TASK INSTRUCTIONS: For each line of the data below that holds "this", copy the line.
╭─ DATASET EXTRACT
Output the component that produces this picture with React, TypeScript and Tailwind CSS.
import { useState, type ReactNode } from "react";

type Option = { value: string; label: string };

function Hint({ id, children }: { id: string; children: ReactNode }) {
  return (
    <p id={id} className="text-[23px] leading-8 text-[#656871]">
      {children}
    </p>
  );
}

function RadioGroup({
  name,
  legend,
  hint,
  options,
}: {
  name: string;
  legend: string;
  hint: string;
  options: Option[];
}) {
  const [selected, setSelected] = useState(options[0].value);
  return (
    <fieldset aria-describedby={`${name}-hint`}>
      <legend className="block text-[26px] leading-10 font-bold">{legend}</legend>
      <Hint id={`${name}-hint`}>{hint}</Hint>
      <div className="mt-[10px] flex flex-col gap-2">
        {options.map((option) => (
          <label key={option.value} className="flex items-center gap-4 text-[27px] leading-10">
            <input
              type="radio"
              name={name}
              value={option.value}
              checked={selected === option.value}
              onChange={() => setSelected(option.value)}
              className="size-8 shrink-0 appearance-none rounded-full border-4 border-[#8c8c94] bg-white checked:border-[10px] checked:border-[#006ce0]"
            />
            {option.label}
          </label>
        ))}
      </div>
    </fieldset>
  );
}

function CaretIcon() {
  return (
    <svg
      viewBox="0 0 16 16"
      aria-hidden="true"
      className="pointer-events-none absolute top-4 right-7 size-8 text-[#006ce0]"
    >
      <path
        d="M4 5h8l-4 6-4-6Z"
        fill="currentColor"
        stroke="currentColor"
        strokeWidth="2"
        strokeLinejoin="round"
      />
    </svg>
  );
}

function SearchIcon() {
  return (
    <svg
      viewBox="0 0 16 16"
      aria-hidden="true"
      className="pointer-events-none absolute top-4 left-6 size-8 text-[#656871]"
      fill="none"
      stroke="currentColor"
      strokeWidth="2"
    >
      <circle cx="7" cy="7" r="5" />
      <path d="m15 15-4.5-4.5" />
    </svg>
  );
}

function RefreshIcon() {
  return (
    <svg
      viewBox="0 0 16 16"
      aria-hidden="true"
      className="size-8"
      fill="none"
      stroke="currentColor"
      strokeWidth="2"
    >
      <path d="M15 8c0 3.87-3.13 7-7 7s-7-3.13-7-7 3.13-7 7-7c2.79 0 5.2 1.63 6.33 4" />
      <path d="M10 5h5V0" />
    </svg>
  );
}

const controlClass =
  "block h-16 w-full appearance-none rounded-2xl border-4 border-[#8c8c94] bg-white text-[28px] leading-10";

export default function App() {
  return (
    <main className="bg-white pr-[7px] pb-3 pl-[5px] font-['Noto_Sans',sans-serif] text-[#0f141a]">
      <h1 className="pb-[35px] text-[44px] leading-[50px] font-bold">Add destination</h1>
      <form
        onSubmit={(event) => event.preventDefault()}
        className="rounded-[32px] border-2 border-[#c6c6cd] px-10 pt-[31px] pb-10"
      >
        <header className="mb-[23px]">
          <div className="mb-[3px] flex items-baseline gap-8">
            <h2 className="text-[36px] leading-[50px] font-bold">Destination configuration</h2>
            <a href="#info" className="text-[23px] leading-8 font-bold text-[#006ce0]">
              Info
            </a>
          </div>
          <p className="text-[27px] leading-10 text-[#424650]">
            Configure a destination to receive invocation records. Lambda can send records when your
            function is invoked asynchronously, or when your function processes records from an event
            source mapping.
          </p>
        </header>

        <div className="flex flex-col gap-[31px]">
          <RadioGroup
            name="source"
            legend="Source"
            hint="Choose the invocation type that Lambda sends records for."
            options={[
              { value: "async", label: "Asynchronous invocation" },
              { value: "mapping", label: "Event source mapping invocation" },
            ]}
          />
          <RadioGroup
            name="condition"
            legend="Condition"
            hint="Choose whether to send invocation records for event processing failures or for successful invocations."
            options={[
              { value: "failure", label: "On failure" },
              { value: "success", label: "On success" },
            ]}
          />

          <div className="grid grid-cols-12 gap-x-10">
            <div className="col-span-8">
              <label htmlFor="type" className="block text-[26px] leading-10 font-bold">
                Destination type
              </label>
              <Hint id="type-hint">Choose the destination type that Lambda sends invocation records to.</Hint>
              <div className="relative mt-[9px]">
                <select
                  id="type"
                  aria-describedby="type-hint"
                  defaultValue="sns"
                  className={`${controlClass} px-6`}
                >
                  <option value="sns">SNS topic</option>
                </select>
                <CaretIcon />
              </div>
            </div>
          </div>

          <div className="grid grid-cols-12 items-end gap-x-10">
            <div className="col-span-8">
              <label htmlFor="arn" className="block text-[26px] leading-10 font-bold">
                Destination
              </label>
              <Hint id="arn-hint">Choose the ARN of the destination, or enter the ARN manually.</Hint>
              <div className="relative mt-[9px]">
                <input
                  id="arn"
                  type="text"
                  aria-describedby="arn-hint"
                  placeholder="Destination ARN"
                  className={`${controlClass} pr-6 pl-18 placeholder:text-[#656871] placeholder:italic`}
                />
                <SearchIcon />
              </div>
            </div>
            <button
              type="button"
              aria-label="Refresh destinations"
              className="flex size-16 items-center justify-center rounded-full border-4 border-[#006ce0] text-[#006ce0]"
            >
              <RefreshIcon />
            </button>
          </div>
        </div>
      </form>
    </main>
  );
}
╰─
╭─ DATASET EXTRACT
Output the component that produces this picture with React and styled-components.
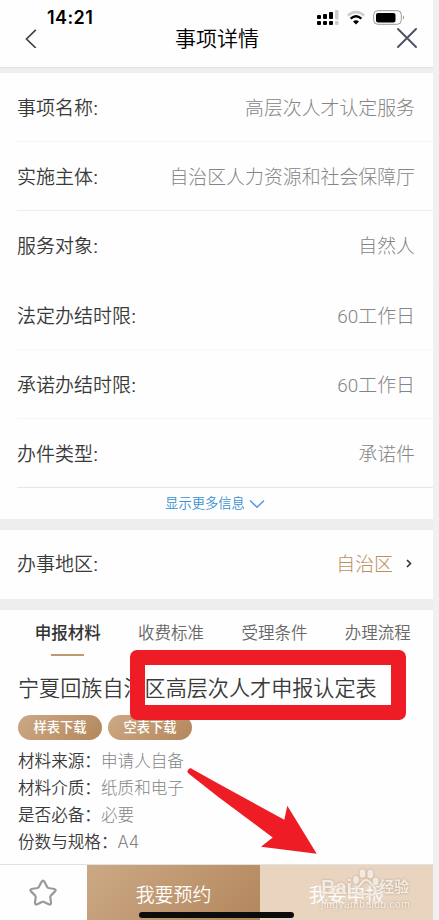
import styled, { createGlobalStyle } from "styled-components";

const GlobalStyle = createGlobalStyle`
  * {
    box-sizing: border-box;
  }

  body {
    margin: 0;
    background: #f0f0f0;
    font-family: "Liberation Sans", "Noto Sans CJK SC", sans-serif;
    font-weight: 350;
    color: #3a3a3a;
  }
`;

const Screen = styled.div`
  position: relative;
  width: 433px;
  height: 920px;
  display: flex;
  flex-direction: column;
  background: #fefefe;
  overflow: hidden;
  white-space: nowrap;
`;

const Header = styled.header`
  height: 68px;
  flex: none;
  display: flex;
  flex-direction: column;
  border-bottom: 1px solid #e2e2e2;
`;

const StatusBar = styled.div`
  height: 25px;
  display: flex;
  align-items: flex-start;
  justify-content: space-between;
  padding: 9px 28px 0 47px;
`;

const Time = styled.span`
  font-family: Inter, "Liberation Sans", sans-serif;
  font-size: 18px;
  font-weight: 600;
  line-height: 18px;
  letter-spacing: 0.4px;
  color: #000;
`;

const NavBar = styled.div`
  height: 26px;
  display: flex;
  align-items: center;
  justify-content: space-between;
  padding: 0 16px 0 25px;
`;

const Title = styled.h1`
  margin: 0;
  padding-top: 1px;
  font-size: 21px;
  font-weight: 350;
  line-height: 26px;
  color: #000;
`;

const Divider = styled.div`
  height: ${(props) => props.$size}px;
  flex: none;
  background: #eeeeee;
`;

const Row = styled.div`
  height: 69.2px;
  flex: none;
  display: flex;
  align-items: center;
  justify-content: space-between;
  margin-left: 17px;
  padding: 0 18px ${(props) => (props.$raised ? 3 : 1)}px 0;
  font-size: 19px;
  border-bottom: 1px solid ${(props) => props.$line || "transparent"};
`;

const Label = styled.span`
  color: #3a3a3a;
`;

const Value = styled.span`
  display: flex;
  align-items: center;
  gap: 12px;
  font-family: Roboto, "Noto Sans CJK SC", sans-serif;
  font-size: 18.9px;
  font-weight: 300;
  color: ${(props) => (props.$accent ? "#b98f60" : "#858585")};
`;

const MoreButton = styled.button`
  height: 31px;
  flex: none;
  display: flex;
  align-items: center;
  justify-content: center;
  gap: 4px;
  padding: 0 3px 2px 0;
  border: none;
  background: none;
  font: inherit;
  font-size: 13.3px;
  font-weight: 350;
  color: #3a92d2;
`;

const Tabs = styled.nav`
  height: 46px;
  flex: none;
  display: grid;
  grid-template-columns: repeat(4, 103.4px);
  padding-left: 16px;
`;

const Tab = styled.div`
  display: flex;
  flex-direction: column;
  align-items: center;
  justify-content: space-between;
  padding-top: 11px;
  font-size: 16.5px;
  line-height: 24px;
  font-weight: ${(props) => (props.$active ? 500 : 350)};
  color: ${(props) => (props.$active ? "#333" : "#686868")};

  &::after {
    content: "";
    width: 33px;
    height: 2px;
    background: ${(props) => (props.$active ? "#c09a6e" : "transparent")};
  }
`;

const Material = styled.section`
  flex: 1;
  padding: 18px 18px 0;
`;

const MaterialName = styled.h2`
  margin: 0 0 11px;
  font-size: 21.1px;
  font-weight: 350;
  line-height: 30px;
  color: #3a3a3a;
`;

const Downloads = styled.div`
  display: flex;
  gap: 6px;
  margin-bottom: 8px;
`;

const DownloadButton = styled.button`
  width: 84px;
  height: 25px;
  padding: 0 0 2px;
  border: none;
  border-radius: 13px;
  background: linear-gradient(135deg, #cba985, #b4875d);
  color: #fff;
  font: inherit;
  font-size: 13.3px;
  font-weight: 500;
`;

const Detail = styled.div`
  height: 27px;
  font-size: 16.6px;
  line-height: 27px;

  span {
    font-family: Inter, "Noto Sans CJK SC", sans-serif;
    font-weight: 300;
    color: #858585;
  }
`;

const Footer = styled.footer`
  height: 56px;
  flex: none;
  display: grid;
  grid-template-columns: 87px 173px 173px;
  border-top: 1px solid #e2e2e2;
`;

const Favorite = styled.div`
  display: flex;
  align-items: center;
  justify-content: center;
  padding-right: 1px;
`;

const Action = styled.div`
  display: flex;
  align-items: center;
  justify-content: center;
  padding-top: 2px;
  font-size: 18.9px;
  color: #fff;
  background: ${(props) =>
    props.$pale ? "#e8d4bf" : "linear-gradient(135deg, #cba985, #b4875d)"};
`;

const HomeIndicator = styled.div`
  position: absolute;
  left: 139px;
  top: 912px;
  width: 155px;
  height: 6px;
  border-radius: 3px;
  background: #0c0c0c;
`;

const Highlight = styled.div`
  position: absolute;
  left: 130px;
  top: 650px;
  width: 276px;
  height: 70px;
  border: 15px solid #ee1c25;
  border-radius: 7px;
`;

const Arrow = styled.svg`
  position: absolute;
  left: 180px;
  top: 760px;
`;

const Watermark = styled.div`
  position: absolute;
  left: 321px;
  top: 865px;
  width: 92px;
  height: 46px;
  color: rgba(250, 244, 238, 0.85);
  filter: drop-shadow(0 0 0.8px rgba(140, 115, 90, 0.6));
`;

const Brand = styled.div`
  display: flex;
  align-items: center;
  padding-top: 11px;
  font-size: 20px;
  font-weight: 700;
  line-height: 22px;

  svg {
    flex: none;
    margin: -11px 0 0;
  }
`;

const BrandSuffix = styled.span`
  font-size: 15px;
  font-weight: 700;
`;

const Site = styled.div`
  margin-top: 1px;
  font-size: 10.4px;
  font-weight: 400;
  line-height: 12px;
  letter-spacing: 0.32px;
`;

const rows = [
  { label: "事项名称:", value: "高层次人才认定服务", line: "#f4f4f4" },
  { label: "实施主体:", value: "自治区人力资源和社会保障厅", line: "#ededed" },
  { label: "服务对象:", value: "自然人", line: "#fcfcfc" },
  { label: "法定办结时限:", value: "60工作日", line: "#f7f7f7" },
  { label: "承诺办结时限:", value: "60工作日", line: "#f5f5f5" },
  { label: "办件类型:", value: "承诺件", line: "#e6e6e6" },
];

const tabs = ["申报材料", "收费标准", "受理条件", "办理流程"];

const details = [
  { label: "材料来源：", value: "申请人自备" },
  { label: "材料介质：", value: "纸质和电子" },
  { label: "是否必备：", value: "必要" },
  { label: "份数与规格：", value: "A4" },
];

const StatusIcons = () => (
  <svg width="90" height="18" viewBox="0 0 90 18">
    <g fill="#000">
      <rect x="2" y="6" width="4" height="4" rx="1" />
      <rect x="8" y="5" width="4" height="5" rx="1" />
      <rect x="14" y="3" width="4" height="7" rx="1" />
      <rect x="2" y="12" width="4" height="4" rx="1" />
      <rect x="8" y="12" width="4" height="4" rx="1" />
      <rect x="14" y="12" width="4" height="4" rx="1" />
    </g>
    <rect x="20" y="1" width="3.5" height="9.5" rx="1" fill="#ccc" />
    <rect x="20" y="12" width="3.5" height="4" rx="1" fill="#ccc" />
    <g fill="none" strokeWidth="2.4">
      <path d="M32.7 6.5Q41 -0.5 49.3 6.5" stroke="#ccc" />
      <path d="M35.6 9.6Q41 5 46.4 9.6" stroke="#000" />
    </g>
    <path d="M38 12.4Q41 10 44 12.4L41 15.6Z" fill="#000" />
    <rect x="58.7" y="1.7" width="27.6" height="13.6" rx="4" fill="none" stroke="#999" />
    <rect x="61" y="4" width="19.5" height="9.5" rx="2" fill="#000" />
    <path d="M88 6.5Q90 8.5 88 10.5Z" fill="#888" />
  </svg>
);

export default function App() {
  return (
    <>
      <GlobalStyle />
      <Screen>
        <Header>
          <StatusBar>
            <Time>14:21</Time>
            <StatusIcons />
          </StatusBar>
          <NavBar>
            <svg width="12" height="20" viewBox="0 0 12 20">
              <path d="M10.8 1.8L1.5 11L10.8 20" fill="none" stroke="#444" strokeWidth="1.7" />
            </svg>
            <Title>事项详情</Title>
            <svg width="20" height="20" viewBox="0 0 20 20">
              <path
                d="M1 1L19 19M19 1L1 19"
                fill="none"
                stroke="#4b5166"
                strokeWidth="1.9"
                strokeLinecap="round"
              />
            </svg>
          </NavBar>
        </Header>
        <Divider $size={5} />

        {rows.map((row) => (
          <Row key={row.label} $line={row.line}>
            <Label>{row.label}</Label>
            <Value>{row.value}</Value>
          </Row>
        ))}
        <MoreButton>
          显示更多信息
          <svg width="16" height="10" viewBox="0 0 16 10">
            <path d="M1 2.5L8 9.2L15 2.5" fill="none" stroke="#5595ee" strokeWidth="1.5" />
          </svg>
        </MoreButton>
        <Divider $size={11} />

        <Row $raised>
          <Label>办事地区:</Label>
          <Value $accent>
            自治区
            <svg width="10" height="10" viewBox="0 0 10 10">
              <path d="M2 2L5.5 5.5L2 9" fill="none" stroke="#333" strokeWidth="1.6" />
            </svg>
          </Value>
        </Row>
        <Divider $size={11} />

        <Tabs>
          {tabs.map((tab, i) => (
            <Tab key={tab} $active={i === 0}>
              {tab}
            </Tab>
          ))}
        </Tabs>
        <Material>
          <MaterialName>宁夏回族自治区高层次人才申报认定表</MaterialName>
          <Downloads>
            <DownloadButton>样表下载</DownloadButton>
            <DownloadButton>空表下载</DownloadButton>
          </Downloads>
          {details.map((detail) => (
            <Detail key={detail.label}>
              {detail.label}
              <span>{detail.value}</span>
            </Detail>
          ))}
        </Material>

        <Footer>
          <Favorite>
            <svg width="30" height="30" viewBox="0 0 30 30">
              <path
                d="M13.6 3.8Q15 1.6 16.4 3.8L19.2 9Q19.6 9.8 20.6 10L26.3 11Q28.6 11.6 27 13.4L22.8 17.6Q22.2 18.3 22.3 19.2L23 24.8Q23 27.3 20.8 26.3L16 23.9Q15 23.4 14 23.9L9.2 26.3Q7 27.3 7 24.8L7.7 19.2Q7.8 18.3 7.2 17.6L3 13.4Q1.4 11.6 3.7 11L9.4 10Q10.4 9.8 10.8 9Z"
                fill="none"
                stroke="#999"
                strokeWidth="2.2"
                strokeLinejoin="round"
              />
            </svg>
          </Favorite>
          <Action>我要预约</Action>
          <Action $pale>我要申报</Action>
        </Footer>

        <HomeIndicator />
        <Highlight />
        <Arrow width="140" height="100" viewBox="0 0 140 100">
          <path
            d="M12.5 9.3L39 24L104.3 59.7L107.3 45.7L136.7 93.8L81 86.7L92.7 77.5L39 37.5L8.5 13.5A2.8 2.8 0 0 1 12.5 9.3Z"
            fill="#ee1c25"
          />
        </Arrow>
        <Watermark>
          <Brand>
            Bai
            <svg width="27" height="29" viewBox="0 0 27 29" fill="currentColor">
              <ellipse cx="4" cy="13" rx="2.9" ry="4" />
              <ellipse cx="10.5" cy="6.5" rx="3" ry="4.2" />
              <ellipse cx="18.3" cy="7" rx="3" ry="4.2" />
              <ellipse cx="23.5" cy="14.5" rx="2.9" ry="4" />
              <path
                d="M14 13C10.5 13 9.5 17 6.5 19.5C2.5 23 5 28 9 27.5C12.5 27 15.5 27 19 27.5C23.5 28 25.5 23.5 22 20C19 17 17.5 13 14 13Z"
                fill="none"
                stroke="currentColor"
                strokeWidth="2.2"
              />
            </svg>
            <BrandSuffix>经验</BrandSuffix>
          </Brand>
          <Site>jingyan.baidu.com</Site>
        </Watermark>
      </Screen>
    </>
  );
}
╰─
EXERCISE OUTPUT:
Output the component that produces this picture with React, TypeScript and Tailwind CSS.
Output the component that produces this picture with React and styled-components.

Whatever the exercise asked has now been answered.